O Espelho Tecnológico e a Consciência Artificial
A plausibilidade da hipótese da simulação cresce à medida que nossa própria tecnologia avança. Já criamos mundos virtuais hiper-realistas com motores gráficos como o Unreal Engine 5, capazes de enganar o olho humano. Desenvolvemos inteligências artificiais que aprendem, criam arte, compõem música e conversam sobre o significado da existência.
Estamos construindo um espelho que reflete uma verdade incômoda: se a consciência é, em sua essência, um processo complexo de processamento de informação, não há nenhuma lei fundamental que impeça que ela seja replicada em substratos não biológicos, como o silício. O neurocientista Antônio Damásio descreve a consciência como um processo biológico que emerge da integração de múltiplos sistemas. Se esses processos podem ser mapeados e replicados, o que impede que a consciência também seja?
Imagine uma civilização milhões de anos à nossa frente. Para eles, criar universos simulados povoados por entidades conscientes poderia ser tão trivial quanto para nós é criar uma simulação de tráfego em uma cidade. Você poderia ser um desses seres, vivendo em um sistema legado, sem jamais suspeitar de sua verdadeira natureza.
As Leis Flexíveis da Realidade
Até mesmo as “leis imutáveis” do nosso universo mostram uma surpreendente maleabilidade. A Teoria da Relatividade de Einstein demonstrou que o tempo não é absoluto; ele se dilata e se contrai. O tempo que você sente é uma construção, assim como em um videogame, onde ele pode ser acelerado ou pausado.
A teoria do multiverso, defendida por físicos como Michio Kaku, sugere que universos paralelos se ramificam a cada evento quântico, rodando múltiplos cenários simultaneamente. Não soa como uma gigantesca máquina de simulações, onde cada um de nós é apenas uma das infinitas instâncias, uma única linha de código executando a função “vida”?

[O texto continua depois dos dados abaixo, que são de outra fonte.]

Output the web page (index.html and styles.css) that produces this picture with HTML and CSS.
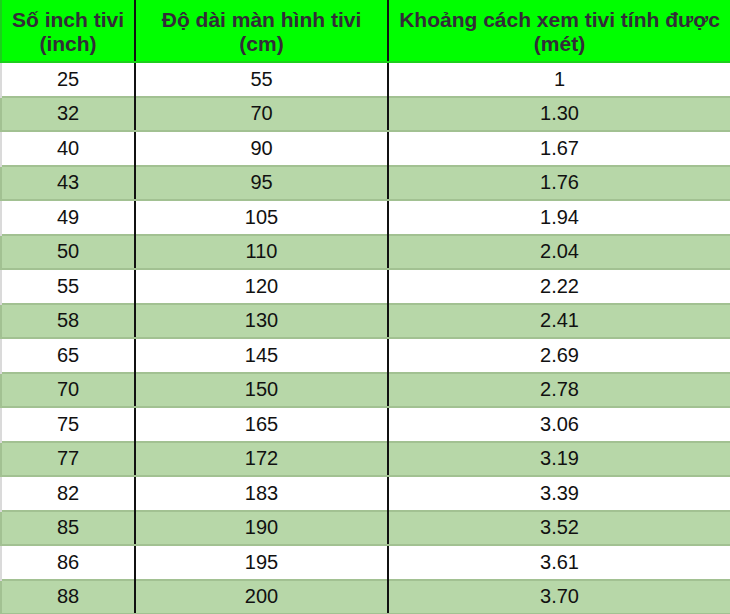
FILE: index.html
```html
<!DOCTYPE html>
<html>
<head>
<meta charset="utf-8">
<link rel="stylesheet" href="styles.css">
</head>
<body>
<table class="tv">
  <colgroup><col class="c1"><col class="c2"><col class="c3"></colgroup>
  <thead>
    <tr><th>Số inch tivi<br>(inch)</th><th>Độ dài màn hình tivi<br>(cm)</th><th>Khoảng cách xem tivi tính được<br>(mét)</th></tr>
  </thead>
  <tbody>
    <tr class="w"><td>25</td><td>55</td><td>1</td></tr>
    <tr class="g"><td>32</td><td>70</td><td>1.30</td></tr>
    <tr class="w"><td>40</td><td>90</td><td>1.67</td></tr>
    <tr class="g"><td>43</td><td>95</td><td>1.76</td></tr>
    <tr class="w"><td>49</td><td>105</td><td>1.94</td></tr>
    <tr class="g"><td>50</td><td>110</td><td>2.04</td></tr>
    <tr class="w"><td>55</td><td>120</td><td>2.22</td></tr>
    <tr class="g"><td>58</td><td>130</td><td>2.41</td></tr>
    <tr class="w"><td>65</td><td>145</td><td>2.69</td></tr>
    <tr class="g"><td>70</td><td>150</td><td>2.78</td></tr>
    <tr class="w"><td>75</td><td>165</td><td>3.06</td></tr>
    <tr class="g"><td>77</td><td>172</td><td>3.19</td></tr>
    <tr class="w"><td>82</td><td>183</td><td>3.39</td></tr>
    <tr class="g"><td>85</td><td>190</td><td>3.52</td></tr>
    <tr class="w"><td>86</td><td>195</td><td>3.61</td></tr>
    <tr class="g"><td>88</td><td>200</td><td>3.70</td></tr>
  </tbody>
</table>
</body>
</html>
```
FILE: styles.css
```css
html, body {
  margin: 0;
  padding: 0;
  background: #ffffff;
}
body {
  width: 730px;
  height: 614px;
  overflow: hidden;
  font-family: "Liberation Sans", Arial, sans-serif;
}
.tv {
  width: 730px;
  border-collapse: collapse;
  table-layout: fixed;
}
.c1 { width: 134px; }
.c2 { width: 253px; }
.c3 { width: 343px; }
.tv th {
  height: 62px;
  box-sizing: border-box;
  padding: 2px 0 0;
  background: #00ff00;
  border-bottom: 2px solid #1bd01b;
  color: #332c38;
  font-size: 21px;
  font-weight: bold;
  line-height: 24px;
  text-align: center;
  vertical-align: middle;
}
.tv td {
  height: 34.5px;
  box-sizing: border-box;
  padding: 0;
  color: #111111;
  font-size: 20px;
  text-align: center;
  vertical-align: middle;
}
.tv th + th, .tv td + td {
  border-left: 2px solid #111111;
}
.tv tr > :first-child {
  border-left: 2px solid #dadada;
}
.tv tr > :last-child {
  border-right: 2px solid #dadada;
}
.tv .g td {
  background: #b7d7a8;
  border-top: 2px solid #a2c192;
  border-bottom: 2px solid #a2c192;
}
.tv .g td:first-child { border-left-color: #a2c192; }
.tv .g td:last-child { border-right-color: #a2c192; }
.tv thead th:first-child { border-left-color: #1bd01b; }
.tv thead th:last-child { border-right-color: #1bd01b; }
```
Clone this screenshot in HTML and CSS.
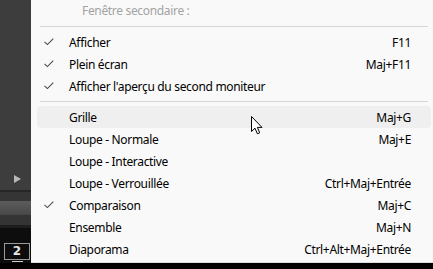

Você Não Está Dentro da Simulação. Você É a Simulação.

Talvez a ideia mais radical não seja a de que estamos presos em um mundo falso, mas que nós somos o próprio processo que o sustenta. O filósofo Jean Baudrillard falou sobre a “hiper-realidade”, onde os símbolos e simulações se tornam mais reais que o próprio real. E se essa for a natureza fundamental da existência?
Nesse cenário, não há uma separação clara entre o programador e o programa, o jogador e o avatar. Cada átomo é um bit de informação; sua consciência é o processador que transforma potencialidade em experiência. A busca pelo “eu” se transforma. Deixa de ser a procura por uma essência fixa e passa a ser o reconhecimento da nossa fluidez. Se não há um eu permanente, há liberdade. Somos processos, fluxos, e podemos nos reinventar.
A pergunta “Quem sou eu?” talvez não tenha sido feita para ser respondida, mas para ser perpetuamente perguntada. Ela é o motor que cria o espaço para que a existência continue a se desdobrar, a se complexificar. É o som do sistema verificando a si mesmo: “Processo ‘consciência’ rodando… OK”.
Então, da próxima vez que você se olhar no espelho, ou para o céu estrelado, e aquela voz ancestral perguntar “Quem sou eu?”, talvez a única resposta honesta seja o silêncio. Um silêncio carregado de mistério e de uma possibilidade infinita. Enquanto você se pergunta, enquanto você existe, o sistema segue, silencioso e funcional. E talvez essa seja a única realidade que importa.